Social media has definitely become a battle field for the rogues who don’t wish to be seen otherwise but it has also become a site for first information report which the police rarely registers for those lower in hierarchies of power. The rising questions on accountability of proclamations made from Central government podiums, the integrity of enforcement and vigilance agencies, and official shielding of lynch and rape crimes by the upper castes has dipped reputation of the government to a new low. The Ministry of Electronics and Information Technology (MeitY) issued a new set of rules on 25th Feb 2021 under the Information Technology Act 2000, called the ‘Information Technology (Guidelines for Intermediaries and Digital Media Ethics Code) Rules, 2021’. This was done to prevent the misuse and abuse of social media and digital media platforms.

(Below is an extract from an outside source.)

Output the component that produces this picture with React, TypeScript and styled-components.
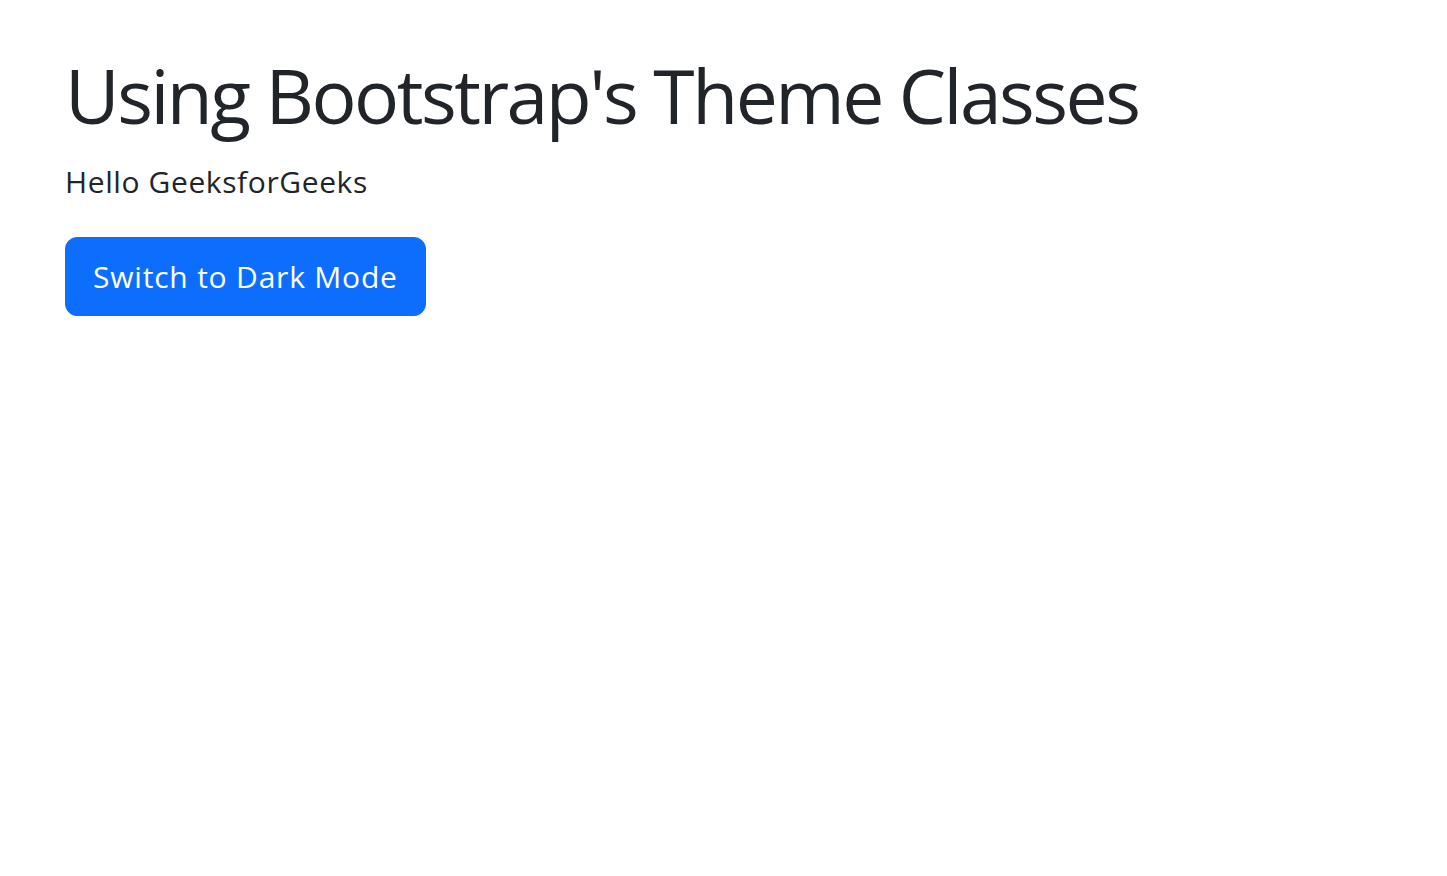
import React from "react";
import styled, { createGlobalStyle } from "styled-components";

const GlobalStyle = createGlobalStyle`
  html, body {
    margin: 0;
    padding: 0;
    background: #ffffff;
  }
  body {
    font-family: "Open Sans", "Noto Sans", "Liberation Sans", sans-serif;
    color: #212529;
  }
`;

const Container = styled.main`
  display: flex;
  flex-direction: column;
  align-items: flex-start;
  padding: 50px 65px 0 65px;
`;

const Title = styled.h1`
  margin: 0 0 19px 0;
  font-size: 75px;
  line-height: 90px;
  font-weight: 400;
  letter-spacing: -2.5px;
  color: #212529;
  white-space: nowrap;
`;

const Text = styled.p`
  margin: 0 0 33px 0;
  font-size: 30px;
  line-height: 45px;
  font-weight: 400;
  letter-spacing: 0.6px;
  color: #212529;
`;

const Button = styled.button`
  font-family: inherit;
  font-size: 30px;
  line-height: 45px;
  font-weight: 400;
  letter-spacing: 0.8px;
  color: #ffffff;
  background: #0d6efd;
  border: 1px solid #0d6efd;
  border-radius: 12px;
  padding: 16px 27px;
  cursor: pointer;
`;

export default function App() {
  return (
    <>
      <GlobalStyle />
      <Container>
        <Title>Using Bootstrap's Theme Classes</Title>
        <Text>Hello GeeksforGeeks</Text>
        <Button type="button">Switch to Dark Mode</Button>
      </Container>
    </>
  );
}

Regulating social media may be a complicated choice between accountability and a much-required autonomy of people. With an overload of variety and versatility, regimentation of social media may lead to misunderstanding of cultural attributes and cognition, mental and symbolic representations of reality in expressions and languages of people stuck in the periphery of governance. As the Internet Freedom Foundation fears, there might be more censorship through government’s oversight. In conclusion, the rules of social media should be revisited in the interest of accommodating more people and diverse anthropological expressions notwithstanding their legal accuracy and annoyance to the government in the interest of democracy and freedom of expression.
The author is president, NDRG, and former Professor of Administrative Reforms and Emergency Governance at JNU. The views expressed are personal.